─── Recorded data ───
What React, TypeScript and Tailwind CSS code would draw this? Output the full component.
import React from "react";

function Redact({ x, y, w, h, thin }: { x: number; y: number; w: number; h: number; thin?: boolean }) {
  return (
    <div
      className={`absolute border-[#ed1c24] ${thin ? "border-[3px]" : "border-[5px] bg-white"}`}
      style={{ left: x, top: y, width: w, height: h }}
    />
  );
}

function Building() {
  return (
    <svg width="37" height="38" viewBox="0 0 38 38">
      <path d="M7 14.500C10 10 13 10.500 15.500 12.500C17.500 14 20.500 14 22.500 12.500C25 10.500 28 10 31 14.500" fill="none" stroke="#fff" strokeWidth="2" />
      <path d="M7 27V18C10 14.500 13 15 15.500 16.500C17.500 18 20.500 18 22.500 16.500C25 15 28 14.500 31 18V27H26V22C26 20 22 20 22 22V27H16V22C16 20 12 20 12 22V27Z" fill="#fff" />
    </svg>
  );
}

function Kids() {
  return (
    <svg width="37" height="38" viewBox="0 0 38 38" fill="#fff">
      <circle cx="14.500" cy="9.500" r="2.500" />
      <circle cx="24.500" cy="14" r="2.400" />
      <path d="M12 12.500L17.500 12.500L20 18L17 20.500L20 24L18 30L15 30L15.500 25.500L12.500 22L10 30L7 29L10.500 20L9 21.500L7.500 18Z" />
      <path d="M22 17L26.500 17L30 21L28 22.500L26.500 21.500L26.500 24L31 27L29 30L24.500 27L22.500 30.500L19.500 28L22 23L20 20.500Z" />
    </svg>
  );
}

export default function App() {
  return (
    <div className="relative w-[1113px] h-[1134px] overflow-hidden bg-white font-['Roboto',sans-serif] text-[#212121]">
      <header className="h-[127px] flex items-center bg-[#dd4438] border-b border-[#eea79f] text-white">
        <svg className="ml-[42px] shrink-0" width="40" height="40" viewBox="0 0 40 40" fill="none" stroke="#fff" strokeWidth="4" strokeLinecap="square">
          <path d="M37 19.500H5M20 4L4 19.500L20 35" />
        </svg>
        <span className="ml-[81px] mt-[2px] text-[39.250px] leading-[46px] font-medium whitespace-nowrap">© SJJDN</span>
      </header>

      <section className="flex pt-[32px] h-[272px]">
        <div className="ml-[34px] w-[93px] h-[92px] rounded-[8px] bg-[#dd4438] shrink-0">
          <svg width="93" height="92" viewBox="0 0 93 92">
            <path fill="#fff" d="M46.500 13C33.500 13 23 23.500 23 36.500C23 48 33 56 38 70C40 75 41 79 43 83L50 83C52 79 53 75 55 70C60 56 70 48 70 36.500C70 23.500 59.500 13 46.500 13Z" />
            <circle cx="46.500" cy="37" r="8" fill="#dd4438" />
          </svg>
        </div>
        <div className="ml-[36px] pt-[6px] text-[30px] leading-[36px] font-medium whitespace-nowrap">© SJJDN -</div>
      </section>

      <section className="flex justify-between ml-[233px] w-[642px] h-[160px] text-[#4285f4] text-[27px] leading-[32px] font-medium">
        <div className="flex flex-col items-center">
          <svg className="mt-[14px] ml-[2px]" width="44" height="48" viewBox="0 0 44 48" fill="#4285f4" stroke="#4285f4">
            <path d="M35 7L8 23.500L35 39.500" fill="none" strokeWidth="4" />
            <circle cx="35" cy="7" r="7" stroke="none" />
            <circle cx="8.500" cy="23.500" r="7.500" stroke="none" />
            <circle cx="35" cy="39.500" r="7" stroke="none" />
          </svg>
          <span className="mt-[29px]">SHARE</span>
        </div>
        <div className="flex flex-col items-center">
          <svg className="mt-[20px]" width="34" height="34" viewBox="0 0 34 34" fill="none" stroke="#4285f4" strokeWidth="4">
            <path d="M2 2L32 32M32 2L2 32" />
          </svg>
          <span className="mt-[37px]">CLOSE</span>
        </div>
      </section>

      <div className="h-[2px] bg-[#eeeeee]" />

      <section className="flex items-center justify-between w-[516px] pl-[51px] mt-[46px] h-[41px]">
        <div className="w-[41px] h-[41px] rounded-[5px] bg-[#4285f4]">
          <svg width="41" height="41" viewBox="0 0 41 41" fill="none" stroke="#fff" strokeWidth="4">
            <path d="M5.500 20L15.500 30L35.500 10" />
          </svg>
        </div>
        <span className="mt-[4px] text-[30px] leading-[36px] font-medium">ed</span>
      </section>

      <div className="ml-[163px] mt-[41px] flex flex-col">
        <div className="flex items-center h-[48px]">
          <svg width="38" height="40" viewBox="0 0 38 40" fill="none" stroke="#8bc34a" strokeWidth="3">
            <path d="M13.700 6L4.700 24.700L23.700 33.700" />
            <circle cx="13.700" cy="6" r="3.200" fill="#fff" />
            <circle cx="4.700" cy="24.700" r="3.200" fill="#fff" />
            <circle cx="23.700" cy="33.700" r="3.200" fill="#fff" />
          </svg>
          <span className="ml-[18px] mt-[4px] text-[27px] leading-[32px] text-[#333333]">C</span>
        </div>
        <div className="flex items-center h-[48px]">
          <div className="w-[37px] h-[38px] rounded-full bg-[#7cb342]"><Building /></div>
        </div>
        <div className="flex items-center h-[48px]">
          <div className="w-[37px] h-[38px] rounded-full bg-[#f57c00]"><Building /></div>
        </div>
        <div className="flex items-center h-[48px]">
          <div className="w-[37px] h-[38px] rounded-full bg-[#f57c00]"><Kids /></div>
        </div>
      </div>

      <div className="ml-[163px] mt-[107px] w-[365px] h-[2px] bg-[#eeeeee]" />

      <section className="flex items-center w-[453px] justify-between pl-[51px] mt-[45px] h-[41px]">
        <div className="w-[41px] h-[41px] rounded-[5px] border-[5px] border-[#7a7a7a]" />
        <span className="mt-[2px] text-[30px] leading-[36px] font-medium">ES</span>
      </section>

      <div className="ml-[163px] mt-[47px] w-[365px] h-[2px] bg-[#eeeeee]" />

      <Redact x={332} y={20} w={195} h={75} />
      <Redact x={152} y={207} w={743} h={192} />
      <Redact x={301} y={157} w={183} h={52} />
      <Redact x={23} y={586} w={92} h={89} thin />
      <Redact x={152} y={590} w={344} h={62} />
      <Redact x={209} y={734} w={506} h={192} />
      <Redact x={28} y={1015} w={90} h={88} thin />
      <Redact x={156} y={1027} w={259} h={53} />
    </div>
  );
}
───
─── Recorded data ───
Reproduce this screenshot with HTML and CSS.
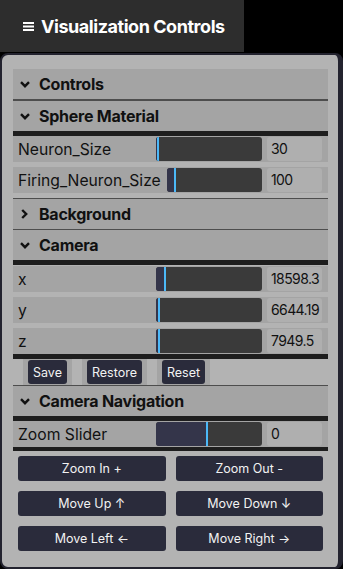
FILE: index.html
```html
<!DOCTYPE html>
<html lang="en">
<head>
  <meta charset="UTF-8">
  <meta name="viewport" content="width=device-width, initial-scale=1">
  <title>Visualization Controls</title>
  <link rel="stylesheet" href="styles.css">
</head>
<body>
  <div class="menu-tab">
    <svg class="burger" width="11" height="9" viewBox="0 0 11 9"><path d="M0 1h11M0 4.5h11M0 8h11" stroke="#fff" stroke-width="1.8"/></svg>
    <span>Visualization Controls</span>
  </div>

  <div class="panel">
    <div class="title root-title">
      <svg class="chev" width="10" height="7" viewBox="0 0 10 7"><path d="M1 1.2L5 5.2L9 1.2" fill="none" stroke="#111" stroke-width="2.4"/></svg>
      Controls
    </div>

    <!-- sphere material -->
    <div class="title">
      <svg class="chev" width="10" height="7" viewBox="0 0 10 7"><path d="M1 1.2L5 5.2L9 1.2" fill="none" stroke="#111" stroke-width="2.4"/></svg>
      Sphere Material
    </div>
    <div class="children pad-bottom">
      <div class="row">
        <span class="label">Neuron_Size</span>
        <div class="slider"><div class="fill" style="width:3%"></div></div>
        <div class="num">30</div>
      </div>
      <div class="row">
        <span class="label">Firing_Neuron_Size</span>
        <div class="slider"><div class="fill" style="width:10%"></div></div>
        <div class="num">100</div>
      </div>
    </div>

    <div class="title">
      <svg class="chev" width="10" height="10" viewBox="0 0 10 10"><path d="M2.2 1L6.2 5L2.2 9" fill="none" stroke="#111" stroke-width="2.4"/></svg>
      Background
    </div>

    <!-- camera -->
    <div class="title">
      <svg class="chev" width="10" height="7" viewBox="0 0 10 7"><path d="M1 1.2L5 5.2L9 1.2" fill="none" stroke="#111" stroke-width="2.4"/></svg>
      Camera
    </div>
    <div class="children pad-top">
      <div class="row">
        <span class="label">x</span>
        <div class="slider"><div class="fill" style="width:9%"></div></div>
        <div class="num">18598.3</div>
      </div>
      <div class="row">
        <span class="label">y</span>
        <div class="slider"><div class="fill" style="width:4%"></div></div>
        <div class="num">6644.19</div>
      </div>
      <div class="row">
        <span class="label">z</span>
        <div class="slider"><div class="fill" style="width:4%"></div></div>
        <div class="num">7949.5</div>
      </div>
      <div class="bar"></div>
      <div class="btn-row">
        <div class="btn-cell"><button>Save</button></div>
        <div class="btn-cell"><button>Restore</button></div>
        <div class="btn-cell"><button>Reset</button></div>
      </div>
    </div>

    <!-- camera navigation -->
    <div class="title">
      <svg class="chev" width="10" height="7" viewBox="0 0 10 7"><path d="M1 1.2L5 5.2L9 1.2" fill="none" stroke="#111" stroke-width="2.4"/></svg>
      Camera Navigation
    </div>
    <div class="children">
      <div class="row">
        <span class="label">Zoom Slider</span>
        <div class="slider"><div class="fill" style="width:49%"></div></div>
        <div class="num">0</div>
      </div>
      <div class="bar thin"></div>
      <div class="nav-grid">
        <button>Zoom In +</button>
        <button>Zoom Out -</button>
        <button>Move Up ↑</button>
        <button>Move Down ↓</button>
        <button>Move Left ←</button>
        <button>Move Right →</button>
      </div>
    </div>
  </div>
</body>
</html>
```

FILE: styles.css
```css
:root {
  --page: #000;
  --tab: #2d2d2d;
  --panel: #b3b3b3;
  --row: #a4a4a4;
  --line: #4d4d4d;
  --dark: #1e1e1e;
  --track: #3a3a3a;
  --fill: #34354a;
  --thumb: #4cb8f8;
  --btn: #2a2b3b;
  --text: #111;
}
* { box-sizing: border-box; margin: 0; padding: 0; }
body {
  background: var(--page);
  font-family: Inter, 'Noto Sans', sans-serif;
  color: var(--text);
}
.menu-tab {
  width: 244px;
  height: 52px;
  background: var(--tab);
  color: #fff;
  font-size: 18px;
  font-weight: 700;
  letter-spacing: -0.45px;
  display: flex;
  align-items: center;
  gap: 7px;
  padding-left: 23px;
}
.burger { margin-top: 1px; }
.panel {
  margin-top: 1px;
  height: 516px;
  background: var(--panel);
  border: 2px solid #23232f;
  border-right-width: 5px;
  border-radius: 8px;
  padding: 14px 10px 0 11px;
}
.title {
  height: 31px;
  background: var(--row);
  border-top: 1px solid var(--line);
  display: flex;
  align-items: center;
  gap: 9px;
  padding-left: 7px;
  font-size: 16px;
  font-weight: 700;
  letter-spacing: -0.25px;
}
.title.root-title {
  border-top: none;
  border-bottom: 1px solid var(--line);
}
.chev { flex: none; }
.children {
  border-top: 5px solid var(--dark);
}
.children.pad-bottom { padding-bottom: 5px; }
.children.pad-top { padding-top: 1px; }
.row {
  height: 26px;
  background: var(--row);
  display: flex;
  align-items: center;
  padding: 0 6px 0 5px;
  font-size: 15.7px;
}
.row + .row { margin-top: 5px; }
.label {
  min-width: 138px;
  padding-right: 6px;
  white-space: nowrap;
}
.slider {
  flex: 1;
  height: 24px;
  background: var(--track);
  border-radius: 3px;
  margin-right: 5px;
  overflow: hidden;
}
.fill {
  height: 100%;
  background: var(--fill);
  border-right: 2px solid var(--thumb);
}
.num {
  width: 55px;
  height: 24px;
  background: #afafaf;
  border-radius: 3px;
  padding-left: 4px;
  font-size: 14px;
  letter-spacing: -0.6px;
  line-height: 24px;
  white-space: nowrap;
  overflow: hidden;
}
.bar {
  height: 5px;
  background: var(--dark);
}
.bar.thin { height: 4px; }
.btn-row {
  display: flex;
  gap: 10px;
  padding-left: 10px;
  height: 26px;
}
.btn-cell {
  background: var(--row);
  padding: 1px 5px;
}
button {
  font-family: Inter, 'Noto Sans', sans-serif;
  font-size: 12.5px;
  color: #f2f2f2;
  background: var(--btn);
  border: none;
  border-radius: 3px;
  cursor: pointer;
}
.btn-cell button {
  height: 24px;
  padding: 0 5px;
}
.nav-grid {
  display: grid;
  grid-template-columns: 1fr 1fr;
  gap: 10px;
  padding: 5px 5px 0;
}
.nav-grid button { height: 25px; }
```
───
─── Recorded data ───
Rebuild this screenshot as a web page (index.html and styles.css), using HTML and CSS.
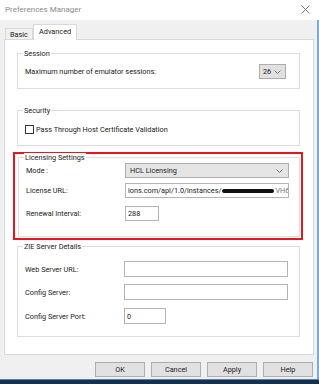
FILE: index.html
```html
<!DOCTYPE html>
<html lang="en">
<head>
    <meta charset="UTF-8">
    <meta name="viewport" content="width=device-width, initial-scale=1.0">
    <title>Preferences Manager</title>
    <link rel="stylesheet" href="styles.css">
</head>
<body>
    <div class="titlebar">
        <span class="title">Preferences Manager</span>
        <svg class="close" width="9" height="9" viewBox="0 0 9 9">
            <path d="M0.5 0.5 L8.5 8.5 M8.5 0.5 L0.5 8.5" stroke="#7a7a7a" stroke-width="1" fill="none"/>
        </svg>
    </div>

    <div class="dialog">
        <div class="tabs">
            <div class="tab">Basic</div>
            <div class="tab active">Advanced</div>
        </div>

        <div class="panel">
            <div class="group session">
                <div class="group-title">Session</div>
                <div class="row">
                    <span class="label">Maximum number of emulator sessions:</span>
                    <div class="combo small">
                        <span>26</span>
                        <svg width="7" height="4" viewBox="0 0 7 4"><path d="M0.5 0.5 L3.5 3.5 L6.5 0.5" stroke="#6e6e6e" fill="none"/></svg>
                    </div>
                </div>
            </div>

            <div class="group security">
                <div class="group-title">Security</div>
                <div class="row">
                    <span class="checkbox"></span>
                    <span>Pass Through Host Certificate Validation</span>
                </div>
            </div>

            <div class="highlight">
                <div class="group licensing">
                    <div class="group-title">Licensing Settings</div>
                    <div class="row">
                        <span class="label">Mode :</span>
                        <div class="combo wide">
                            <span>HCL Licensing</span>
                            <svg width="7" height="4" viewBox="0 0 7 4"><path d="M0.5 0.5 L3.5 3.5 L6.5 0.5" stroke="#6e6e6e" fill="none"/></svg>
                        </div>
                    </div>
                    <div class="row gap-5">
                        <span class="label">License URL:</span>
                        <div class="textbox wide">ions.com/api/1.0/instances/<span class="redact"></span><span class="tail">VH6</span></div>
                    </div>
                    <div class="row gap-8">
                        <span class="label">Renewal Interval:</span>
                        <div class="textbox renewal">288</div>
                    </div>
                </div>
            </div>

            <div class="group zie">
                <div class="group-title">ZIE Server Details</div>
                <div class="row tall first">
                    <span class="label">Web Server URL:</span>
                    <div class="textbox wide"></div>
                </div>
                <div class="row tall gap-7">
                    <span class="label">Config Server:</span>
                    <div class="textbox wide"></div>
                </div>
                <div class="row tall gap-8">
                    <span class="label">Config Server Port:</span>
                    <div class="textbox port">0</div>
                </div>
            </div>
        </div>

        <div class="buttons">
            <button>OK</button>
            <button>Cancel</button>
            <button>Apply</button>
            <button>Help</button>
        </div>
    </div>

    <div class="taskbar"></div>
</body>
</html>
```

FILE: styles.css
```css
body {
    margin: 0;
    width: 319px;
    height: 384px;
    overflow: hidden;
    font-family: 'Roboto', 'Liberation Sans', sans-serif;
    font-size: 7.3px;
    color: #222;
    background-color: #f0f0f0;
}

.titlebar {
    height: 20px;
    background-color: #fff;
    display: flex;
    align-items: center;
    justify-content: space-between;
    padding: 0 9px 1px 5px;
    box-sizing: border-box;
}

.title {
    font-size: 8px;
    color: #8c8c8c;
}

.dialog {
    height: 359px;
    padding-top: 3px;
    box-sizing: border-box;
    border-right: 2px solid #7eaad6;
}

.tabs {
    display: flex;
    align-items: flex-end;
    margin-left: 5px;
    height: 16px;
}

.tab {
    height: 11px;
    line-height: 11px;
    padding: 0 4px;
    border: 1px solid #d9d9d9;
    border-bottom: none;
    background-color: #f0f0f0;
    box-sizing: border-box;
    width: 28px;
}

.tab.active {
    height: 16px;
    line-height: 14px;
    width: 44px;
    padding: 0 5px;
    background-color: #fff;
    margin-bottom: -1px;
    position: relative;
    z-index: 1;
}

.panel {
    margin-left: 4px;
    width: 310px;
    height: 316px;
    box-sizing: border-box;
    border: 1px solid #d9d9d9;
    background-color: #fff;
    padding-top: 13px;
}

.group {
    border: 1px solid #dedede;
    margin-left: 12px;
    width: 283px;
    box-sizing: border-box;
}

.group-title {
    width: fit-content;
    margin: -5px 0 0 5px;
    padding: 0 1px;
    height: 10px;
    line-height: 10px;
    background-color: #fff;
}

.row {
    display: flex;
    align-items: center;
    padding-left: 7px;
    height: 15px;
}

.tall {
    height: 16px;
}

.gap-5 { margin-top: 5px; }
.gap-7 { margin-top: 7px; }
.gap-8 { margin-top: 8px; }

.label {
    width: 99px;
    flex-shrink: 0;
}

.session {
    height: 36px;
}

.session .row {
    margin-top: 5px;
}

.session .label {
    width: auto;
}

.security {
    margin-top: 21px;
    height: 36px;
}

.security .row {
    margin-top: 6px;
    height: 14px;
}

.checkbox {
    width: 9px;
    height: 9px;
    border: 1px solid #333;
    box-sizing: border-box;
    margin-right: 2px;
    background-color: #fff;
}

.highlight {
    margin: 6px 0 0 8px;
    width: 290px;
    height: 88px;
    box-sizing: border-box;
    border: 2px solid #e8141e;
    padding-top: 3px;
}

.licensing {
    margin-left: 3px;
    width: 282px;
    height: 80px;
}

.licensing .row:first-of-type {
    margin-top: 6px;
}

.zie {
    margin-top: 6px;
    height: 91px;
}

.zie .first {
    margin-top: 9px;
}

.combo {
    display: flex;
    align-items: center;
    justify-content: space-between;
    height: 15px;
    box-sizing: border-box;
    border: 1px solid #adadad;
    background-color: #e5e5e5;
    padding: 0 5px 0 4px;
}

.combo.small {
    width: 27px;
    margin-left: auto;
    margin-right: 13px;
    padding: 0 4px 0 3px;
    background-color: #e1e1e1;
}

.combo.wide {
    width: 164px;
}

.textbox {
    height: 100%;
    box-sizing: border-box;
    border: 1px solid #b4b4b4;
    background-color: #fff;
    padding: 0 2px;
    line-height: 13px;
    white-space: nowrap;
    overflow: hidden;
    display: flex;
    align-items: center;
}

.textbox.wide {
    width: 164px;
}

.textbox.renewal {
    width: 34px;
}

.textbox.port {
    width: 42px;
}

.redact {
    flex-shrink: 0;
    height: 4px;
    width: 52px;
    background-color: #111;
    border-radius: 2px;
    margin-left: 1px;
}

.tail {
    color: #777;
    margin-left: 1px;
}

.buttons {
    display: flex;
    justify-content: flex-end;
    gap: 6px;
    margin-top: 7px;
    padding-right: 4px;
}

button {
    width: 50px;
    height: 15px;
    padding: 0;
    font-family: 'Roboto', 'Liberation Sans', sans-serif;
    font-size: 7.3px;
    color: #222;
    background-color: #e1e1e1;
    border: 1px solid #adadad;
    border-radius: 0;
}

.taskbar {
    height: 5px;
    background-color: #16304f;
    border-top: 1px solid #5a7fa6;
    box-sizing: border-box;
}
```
───
Retype verbatim the lines that run from the line containing "What React, TypeScript" to the line containing "import React from", both inclusive, and no others.

-- The reply --
What React, TypeScript and Tailwind CSS code would draw this? Output the full component.
import React from "react";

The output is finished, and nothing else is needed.